++++ Given data
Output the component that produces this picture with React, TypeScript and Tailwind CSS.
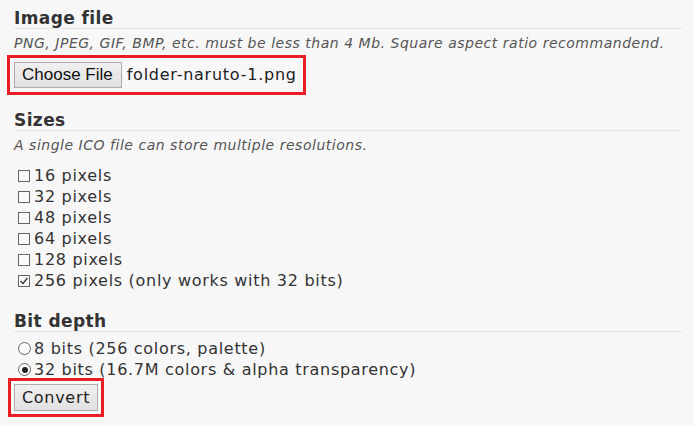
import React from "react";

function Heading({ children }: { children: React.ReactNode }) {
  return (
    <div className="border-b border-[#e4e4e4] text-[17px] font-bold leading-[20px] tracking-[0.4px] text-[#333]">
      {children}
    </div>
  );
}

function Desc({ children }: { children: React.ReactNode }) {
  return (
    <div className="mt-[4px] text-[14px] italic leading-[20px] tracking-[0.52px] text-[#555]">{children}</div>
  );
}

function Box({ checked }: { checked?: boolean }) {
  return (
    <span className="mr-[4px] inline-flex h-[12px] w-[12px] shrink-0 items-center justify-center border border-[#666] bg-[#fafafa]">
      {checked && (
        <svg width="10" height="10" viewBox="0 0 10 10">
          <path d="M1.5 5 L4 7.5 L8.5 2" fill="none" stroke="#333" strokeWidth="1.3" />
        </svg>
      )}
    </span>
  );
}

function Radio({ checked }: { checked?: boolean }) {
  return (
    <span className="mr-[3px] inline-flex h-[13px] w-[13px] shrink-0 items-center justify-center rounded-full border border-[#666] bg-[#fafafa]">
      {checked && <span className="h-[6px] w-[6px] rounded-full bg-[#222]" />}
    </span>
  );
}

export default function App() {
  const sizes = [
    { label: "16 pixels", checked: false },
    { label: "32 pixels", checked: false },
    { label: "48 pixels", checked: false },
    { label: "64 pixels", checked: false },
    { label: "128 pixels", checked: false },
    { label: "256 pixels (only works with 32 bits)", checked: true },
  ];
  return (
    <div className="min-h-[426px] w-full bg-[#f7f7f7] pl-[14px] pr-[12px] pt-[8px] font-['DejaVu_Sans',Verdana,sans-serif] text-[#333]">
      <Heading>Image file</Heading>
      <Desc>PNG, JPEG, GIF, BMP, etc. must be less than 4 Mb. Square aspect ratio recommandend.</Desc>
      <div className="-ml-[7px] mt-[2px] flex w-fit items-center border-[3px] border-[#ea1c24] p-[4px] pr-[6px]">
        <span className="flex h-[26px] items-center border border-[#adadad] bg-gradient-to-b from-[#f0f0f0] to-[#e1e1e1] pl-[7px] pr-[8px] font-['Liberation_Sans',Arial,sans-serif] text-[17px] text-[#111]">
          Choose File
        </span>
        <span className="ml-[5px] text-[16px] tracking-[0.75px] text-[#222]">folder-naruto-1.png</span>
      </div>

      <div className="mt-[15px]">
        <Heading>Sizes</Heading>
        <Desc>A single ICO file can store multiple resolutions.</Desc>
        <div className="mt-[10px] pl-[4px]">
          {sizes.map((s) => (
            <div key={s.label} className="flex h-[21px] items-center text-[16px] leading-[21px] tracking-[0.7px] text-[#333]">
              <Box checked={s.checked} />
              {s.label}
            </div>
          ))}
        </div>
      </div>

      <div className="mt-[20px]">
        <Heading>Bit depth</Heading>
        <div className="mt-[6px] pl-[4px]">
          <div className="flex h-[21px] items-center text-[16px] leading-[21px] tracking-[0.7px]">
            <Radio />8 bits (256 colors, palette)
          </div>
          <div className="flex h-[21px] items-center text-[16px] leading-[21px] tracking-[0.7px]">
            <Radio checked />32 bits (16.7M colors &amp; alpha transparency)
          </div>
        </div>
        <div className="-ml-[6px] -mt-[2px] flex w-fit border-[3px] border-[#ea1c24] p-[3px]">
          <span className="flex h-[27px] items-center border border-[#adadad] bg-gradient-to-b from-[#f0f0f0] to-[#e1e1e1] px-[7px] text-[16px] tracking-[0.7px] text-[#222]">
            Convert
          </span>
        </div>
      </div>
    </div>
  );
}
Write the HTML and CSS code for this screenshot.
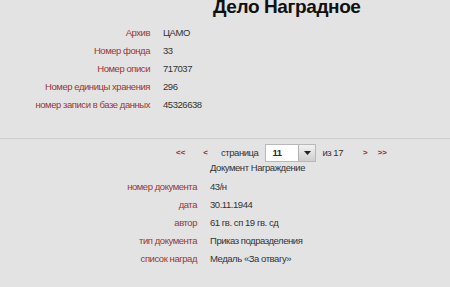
++++++++
Required task
Every line above should be repeated exactly; pictures stay out of the copy.

Exercise solution
Output the component that produces this picture with React, TypeScript and Tailwind CSS.
import React from "react";

function Heading({ children }: { children: React.ReactNode }) {
  return (
    <div className="border-b border-[#e4e4e4] text-[17px] font-bold leading-[20px] tracking-[0.4px] text-[#333]">
      {children}
    </div>
  );
}

function Desc({ children }: { children: React.ReactNode }) {
  return (
    <div className="mt-[4px] text-[14px] italic leading-[20px] tracking-[0.52px] text-[#555]">{children}</div>
  );
}

function Box({ checked }: { checked?: boolean }) {
  return (
    <span className="mr-[4px] inline-flex h-[12px] w-[12px] shrink-0 items-center justify-center border border-[#666] bg-[#fafafa]">
      {checked && (
        <svg width="10" height="10" viewBox="0 0 10 10">
          <path d="M1.5 5 L4 7.5 L8.5 2" fill="none" stroke="#333" strokeWidth="1.3" />
        </svg>
      )}
    </span>
  );
}

function Radio({ checked }: { checked?: boolean }) {
  return (
    <span className="mr-[3px] inline-flex h-[13px] w-[13px] shrink-0 items-center justify-center rounded-full border border-[#666] bg-[#fafafa]">
      {checked && <span className="h-[6px] w-[6px] rounded-full bg-[#222]" />}
    </span>
  );
}

export default function App() {
  const sizes = [
    { label: "16 pixels", checked: false },
    { label: "32 pixels", checked: false },
    { label: "48 pixels", checked: false },
    { label: "64 pixels", checked: false },
    { label: "128 pixels", checked: false },
    { label: "256 pixels (only works with 32 bits)", checked: true },
  ];
  return (
    <div className="min-h-[426px] w-full bg-[#f7f7f7] pl-[14px] pr-[12px] pt-[8px] font-['DejaVu_Sans',Verdana,sans-serif] text-[#333]">
      <Heading>Image file</Heading>
      <Desc>PNG, JPEG, GIF, BMP, etc. must be less than 4 Mb. Square aspect ratio recommandend.</Desc>
      <div className="-ml-[7px] mt-[2px] flex w-fit items-center border-[3px] border-[#ea1c24] p-[4px] pr-[6px]">
        <span className="flex h-[26px] items-center border border-[#adadad] bg-gradient-to-b from-[#f0f0f0] to-[#e1e1e1] pl-[7px] pr-[8px] font-['Liberation_Sans',Arial,sans-serif] text-[17px] text-[#111]">
          Choose File
        </span>
        <span className="ml-[5px] text-[16px] tracking-[0.75px] text-[#222]">folder-naruto-1.png</span>
      </div>

      <div className="mt-[15px]">
        <Heading>Sizes</Heading>
        <Desc>A single ICO file can store multiple resolutions.</Desc>
        <div className="mt-[10px] pl-[4px]">
          {sizes.map((s) => (
            <div key={s.label} className="flex h-[21px] items-center text-[16px] leading-[21px] tracking-[0.7px] text-[#333]">
              <Box checked={s.checked} />
              {s.label}
            </div>
          ))}
        </div>
      </div>

      <div className="mt-[20px]">
        <Heading>Bit depth</Heading>
        <div className="mt-[6px] pl-[4px]">
          <div className="flex h-[21px] items-center text-[16px] leading-[21px] tracking-[0.7px]">
            <Radio />8 bits (256 colors, palette)
          </div>
          <div className="flex h-[21px] items-center text-[16px] leading-[21px] tracking-[0.7px]">
            <Radio checked />32 bits (16.7M colors &amp; alpha transparency)
          </div>
        </div>
        <div className="-ml-[6px] -mt-[2px] flex w-fit border-[3px] border-[#ea1c24] p-[3px]">
          <span className="flex h-[27px] items-center border border-[#adadad] bg-gradient-to-b from-[#f0f0f0] to-[#e1e1e1] px-[7px] text-[16px] tracking-[0.7px] text-[#222]">
            Convert
          </span>
        </div>
      </div>
    </div>
  );
}
Write the HTML and CSS code for this screenshot.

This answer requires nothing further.